Actually, it's much worse than that. Parents give or withdraw their love as a way of manipulating their children. That sounds horrible but it's just a way of raising children. It only sounds inhumane if you've allowed the impossible standard of "unconditional" to creep in to begin with.  And this love can be, and often is, withdrawn for trivial reasons. A child embarrasses a parent in front of guests and the parent becomes cold and distant.

"But, "perhaps you insist, "the parent still loves the child even though they are unhappy with them." You think the child understands that? For that matter, do you think the parent reasons, "I am unhappy with little Joey but I still love him"? Does that seem even remotely plausible?

As an adult, you have to differentiate yourself from your parents and the question of "love" is a good place to start. This is where we can begin to see the parent as a human being and not the god-like figure they start off being for us.

Monday, December 12, 2016

Trust issues

My father used to tell a story about a psychiatrist who put his own son on top of a mantelpiece and encouraged him to jump into his waiting arms. When the kid duly jumped, the father let him go crashing to the ground. The psychiatrist then explained to horrified onlookers, "That will teach him never to trust anyone."

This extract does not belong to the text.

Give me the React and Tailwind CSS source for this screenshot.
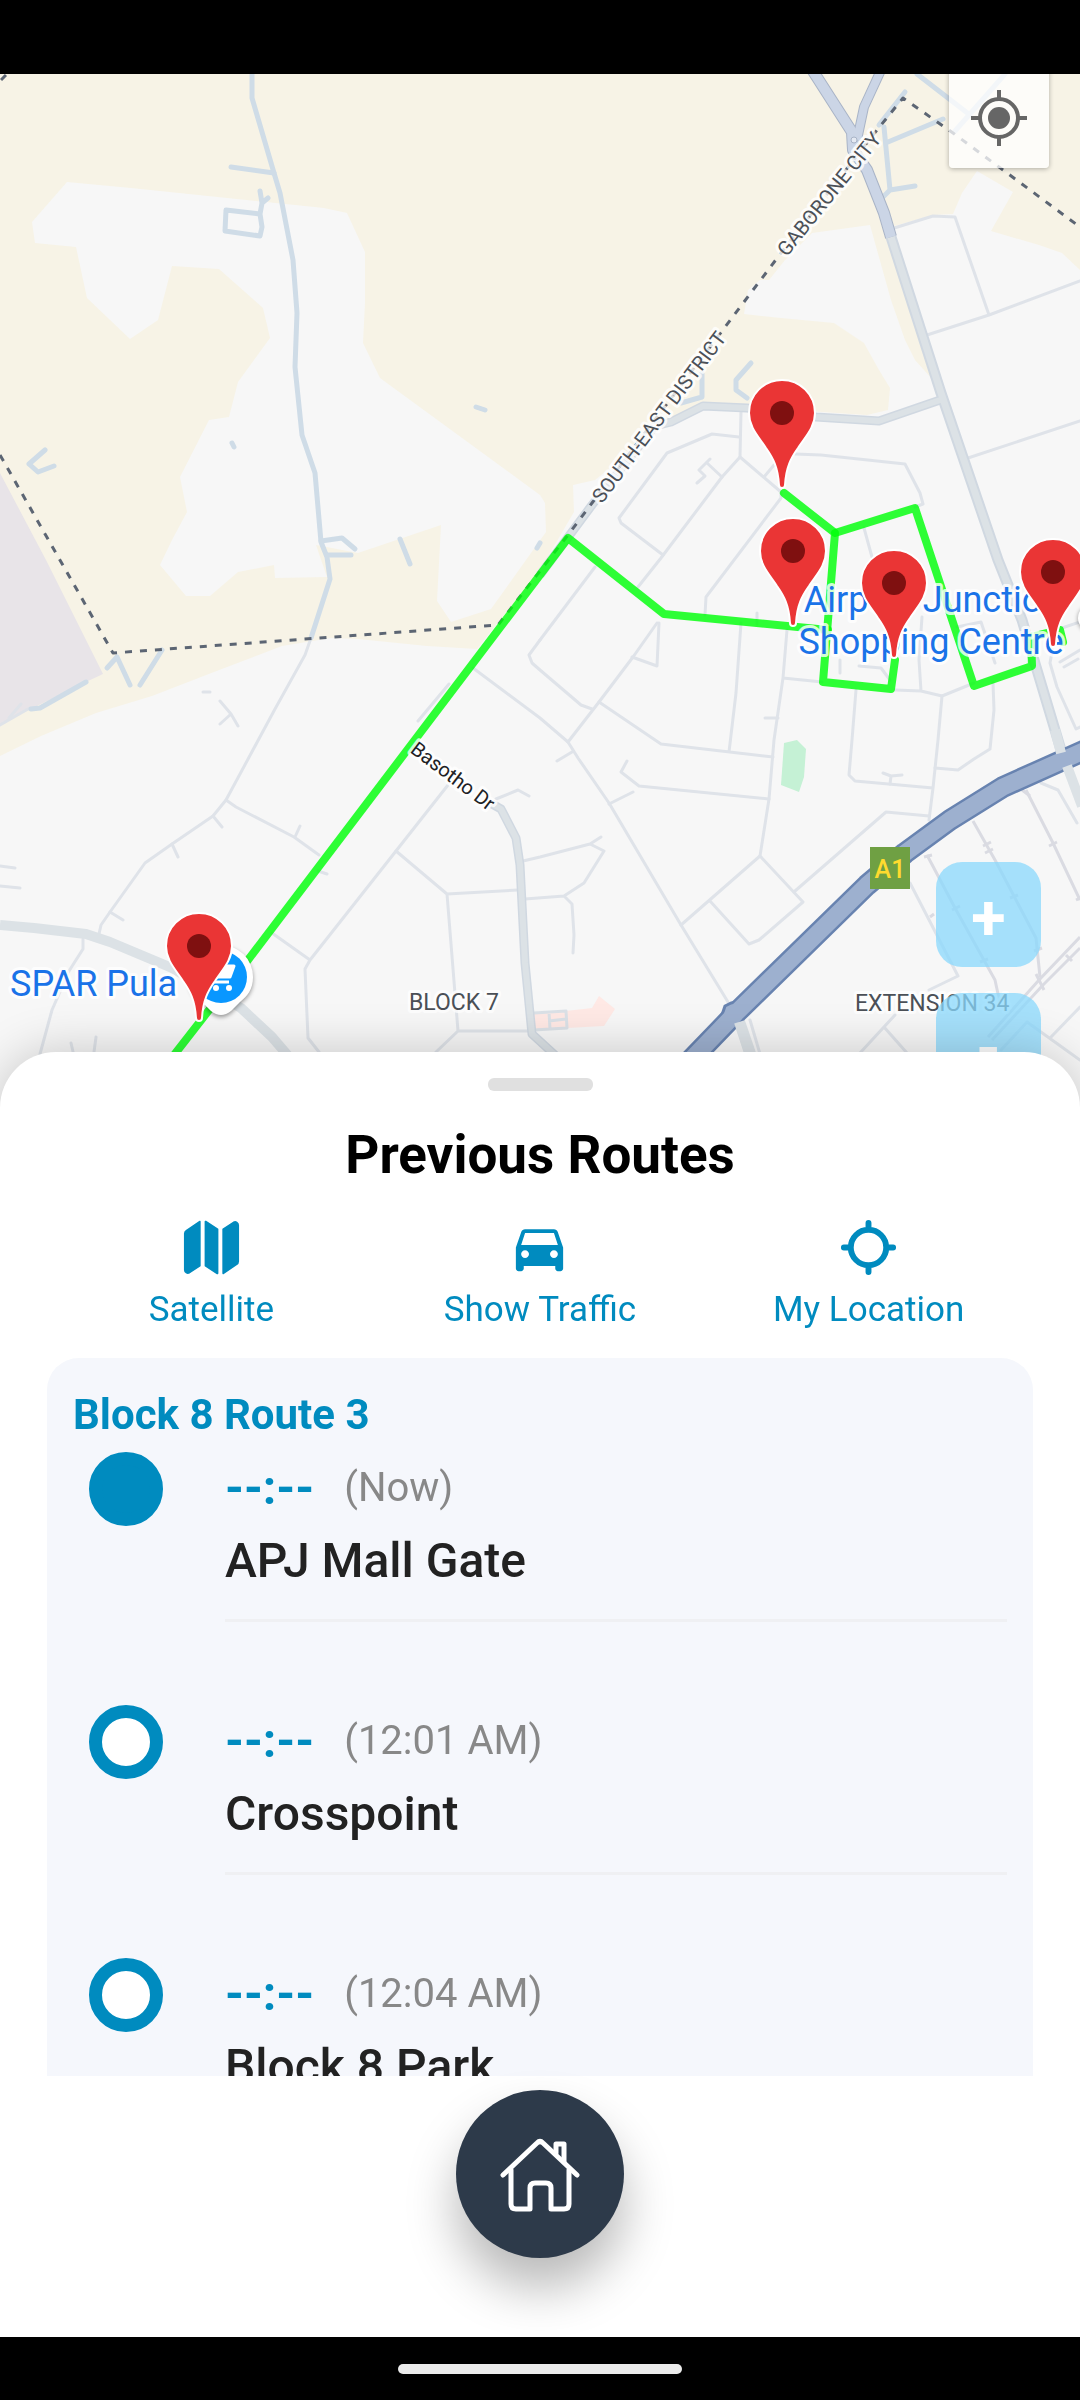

Whatever the merits of the humour in the story, trust issues almost always go back to our childhood.

The way things should work is this: your parents love you and support you. They teach you morality by (mostly) example that is then reinforced by precept. Starting in your mid teens, they let you develop more and more independence and then let go.

It never works out that way. I once had heated argument with a  Catholic woman who was interfering in her daughter's life. She insisted to me that she had to do so because it was her duty as a mother to make sure her children didn't go to hell. Her daughter was in her late thirties at the time.

Sometimes it isn't anybody's fault. I knew a young woman 40 years ago now whose mother died when she was 16. It was a horrible death and the poor girl was left with a mother-sized hole in her life. I know a guy whose father died a similarly horrible death from cancer years before I was born. Both struggled all their lives to form close human relationships. They see-sawed between being too trusting and too suspicious. The thing is, they both had some understanding that the problems began with them. They could see that their behaviours were destroying their chances to bond with other people but they wouldn't stop.

I say "wouldn't" instead of "couldn't" because there was something willful about it. They felt others should accommodate their special needs. They had trust issues because foundational people in their lives had been taken away from them, this brutal disruption had left them unable to build trusting relationships with others, it wasn't their fault this had happened and. therefore, other people needed to take their trust issues more seriously. Not everyone, you understand, only people who wanted to get close to them.

This is, easy to say, the exact opposite of what should be done. Trust issues are damaging to us not because other people fail to take them seriously but because we take them too seriously. When other people ask, usually with actions and not in with words, to get over ourselves, we quietly scream inside, "Can't you see, this happened to me and now I'm owed!" To which the obvious rejoinder is, "By whom exactly?"

I've done that. Like most people, I've had my heart broken, my trust betrayed and then I felt entitled to special treatment. Yes, I'm probably capable of picking up and carrying on but I deserve some special love. As I say above, I think I learned this pattern of behaviour in childhood from parents who probably learned it in their childhoods.

I've been fixing the problem bit by bit but there is more to do.